Stated exercise
Skipping all pictures, set down the lines of the listing from the first through the one with "import React from".

Collected material

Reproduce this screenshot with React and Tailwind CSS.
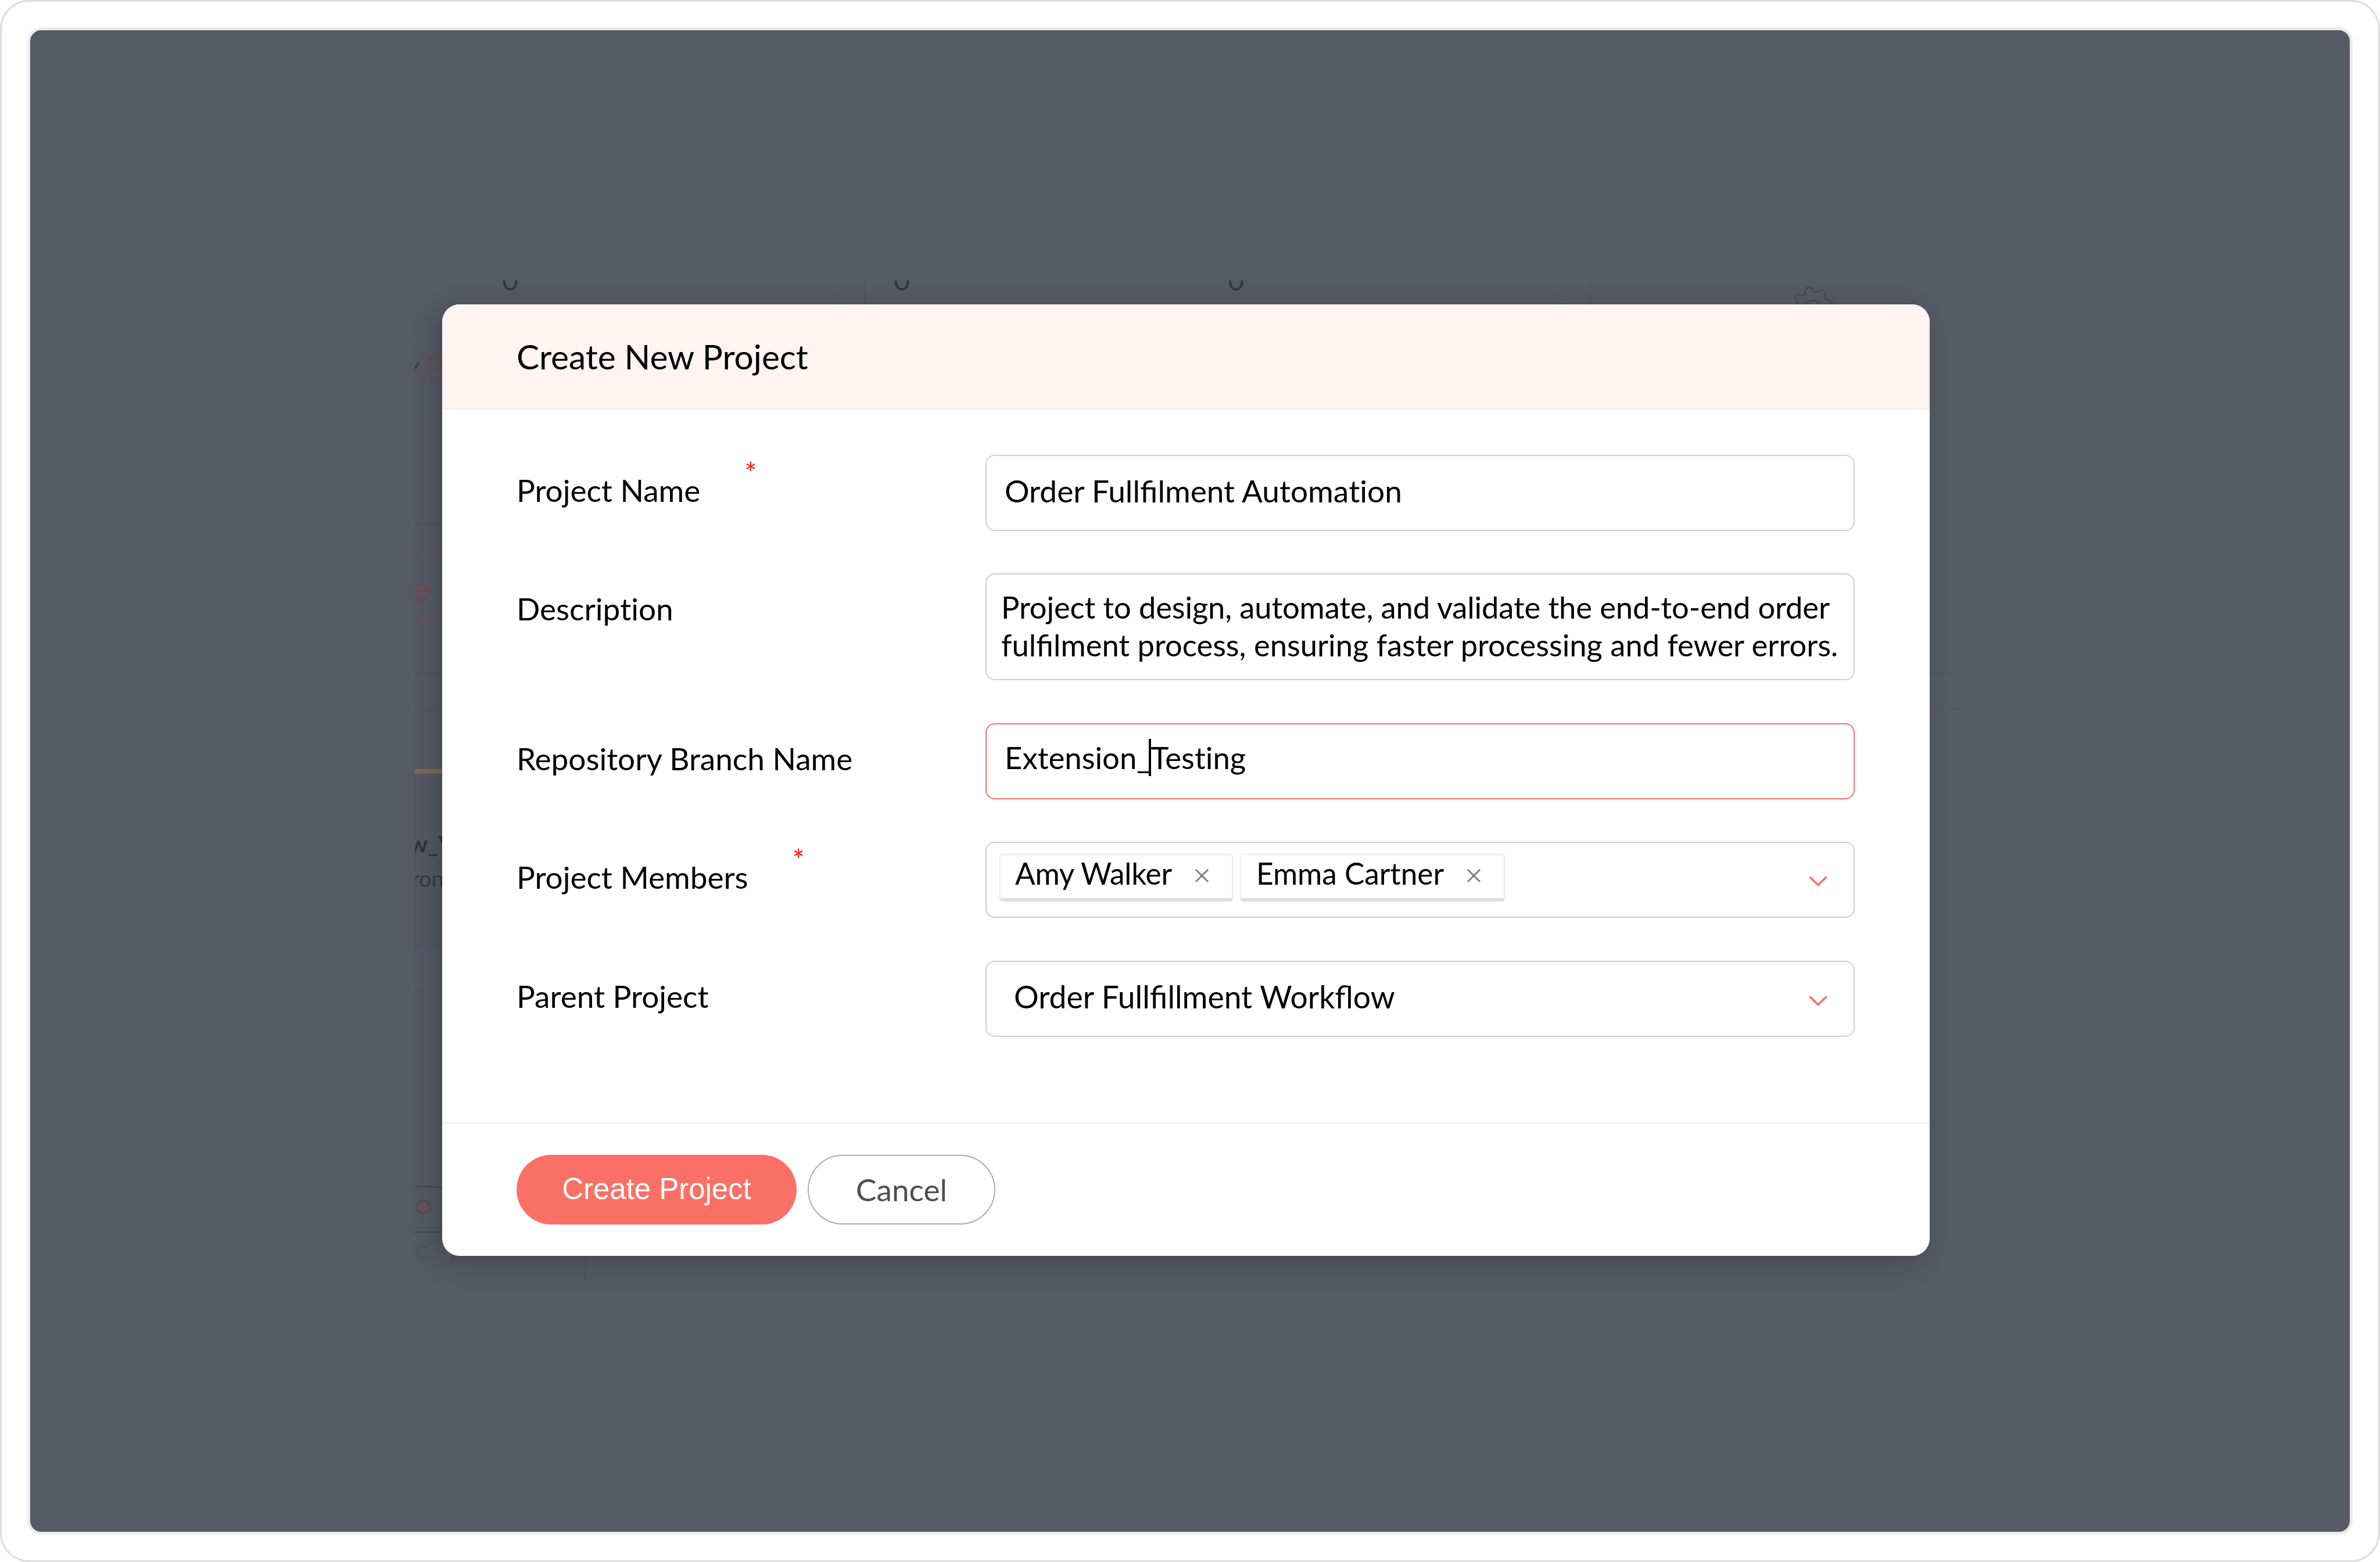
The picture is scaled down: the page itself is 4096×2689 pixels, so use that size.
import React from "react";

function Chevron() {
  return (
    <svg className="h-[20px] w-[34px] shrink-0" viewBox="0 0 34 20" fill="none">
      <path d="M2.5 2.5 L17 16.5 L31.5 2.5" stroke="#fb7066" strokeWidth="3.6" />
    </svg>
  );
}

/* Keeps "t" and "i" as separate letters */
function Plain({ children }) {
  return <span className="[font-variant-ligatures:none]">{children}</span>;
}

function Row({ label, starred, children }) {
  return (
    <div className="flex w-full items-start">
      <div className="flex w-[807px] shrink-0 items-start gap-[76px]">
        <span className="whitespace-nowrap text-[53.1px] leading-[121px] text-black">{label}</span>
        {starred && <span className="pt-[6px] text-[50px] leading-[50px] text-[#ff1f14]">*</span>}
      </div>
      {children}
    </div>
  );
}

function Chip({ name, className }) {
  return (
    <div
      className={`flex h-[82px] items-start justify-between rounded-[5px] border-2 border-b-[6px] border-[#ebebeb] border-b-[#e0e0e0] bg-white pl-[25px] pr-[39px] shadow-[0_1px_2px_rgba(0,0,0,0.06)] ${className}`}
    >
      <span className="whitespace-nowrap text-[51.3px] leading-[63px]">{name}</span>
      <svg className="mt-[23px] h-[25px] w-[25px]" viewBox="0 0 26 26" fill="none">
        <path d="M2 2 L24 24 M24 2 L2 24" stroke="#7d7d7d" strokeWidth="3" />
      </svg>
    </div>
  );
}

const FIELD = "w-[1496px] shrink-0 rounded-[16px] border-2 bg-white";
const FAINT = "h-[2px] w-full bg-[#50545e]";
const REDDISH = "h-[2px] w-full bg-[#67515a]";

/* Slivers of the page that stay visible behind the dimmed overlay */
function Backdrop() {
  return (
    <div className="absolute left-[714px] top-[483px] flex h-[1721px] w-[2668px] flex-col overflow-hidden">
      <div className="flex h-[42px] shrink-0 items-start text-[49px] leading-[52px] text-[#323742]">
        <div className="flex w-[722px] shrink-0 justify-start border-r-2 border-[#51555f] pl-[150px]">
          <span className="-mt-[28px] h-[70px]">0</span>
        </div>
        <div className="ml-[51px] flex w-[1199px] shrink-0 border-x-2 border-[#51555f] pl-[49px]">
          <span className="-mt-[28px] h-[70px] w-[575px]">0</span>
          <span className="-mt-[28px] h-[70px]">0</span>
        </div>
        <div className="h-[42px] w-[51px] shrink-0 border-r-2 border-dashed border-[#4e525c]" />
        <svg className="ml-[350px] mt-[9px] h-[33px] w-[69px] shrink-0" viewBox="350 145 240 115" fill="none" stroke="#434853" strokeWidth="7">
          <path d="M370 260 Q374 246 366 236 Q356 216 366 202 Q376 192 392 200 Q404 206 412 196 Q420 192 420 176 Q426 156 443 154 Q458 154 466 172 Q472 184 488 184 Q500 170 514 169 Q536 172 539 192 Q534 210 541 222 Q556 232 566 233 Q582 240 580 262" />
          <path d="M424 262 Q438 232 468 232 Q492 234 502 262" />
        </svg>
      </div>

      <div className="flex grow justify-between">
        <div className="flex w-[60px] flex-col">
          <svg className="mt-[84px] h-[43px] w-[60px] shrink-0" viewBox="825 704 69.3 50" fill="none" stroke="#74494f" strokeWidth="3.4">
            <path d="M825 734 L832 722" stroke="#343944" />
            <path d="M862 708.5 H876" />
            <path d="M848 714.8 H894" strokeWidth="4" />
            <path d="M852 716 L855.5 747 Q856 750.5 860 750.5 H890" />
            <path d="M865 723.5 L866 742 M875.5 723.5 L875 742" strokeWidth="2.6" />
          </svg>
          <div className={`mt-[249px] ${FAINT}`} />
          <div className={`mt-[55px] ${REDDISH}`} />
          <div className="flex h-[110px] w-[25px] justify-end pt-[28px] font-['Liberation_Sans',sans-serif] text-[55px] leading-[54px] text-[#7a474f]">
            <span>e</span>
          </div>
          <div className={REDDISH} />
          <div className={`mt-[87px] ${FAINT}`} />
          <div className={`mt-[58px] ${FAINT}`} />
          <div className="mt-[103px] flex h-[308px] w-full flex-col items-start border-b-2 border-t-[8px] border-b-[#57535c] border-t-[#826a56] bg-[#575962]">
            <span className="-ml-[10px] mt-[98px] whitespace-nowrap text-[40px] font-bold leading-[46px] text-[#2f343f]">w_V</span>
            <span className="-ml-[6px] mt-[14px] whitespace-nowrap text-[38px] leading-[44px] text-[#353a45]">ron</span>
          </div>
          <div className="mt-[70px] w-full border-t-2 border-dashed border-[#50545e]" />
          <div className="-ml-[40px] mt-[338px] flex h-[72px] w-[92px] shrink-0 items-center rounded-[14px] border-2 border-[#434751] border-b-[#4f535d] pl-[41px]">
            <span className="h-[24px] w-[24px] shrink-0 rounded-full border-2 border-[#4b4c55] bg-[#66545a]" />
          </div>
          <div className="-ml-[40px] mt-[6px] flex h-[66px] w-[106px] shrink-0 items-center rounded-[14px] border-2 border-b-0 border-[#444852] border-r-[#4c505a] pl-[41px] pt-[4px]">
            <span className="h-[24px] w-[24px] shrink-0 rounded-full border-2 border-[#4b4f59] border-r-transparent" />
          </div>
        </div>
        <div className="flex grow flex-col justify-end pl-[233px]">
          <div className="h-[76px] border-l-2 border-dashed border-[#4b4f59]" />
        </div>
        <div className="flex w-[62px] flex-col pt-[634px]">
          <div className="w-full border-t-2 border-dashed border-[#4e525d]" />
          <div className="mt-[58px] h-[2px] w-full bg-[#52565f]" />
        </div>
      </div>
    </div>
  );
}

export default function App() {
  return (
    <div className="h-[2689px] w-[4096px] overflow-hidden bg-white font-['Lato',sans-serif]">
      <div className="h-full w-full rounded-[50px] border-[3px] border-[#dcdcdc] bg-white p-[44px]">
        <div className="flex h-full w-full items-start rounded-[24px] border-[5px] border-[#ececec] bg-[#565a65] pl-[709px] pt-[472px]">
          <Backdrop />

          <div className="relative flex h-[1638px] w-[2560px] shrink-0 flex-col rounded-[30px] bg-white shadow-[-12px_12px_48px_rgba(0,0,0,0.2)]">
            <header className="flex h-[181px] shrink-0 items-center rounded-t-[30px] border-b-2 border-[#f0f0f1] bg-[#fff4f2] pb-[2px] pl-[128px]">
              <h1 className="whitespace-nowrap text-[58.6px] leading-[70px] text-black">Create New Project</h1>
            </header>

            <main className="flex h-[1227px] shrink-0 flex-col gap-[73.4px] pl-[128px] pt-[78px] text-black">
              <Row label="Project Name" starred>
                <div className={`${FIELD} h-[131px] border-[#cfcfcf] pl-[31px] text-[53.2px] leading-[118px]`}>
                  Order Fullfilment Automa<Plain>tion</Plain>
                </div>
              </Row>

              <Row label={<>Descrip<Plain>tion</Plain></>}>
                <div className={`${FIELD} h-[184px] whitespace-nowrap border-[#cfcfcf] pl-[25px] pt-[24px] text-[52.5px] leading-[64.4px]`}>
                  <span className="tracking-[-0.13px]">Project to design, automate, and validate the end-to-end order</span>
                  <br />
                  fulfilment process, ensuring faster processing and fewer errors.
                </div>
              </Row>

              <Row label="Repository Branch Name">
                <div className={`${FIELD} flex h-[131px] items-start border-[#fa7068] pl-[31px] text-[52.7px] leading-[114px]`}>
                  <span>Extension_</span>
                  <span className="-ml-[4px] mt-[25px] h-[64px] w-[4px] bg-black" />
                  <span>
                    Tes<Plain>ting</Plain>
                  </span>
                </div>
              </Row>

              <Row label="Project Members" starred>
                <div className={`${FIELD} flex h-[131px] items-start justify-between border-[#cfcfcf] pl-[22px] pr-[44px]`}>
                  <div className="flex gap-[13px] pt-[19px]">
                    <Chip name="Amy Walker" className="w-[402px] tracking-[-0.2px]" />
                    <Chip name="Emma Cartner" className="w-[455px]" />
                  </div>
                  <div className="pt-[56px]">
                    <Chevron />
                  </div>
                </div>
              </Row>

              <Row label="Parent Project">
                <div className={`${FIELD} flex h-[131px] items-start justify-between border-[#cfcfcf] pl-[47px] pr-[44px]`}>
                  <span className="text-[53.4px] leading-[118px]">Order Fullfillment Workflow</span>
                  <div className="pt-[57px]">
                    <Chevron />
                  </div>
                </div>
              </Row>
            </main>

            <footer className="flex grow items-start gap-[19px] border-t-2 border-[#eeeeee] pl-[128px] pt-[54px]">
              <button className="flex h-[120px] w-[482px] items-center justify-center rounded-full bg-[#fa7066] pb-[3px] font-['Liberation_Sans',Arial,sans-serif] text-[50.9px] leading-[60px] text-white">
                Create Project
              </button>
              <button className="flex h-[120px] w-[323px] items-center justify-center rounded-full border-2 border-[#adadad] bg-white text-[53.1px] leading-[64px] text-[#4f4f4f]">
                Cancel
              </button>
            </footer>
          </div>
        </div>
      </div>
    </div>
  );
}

The reply
Reproduce this screenshot with React and Tailwind CSS.
The picture is scaled down: the page itself is 4096×2689 pixels, so use that size.
import React from "react";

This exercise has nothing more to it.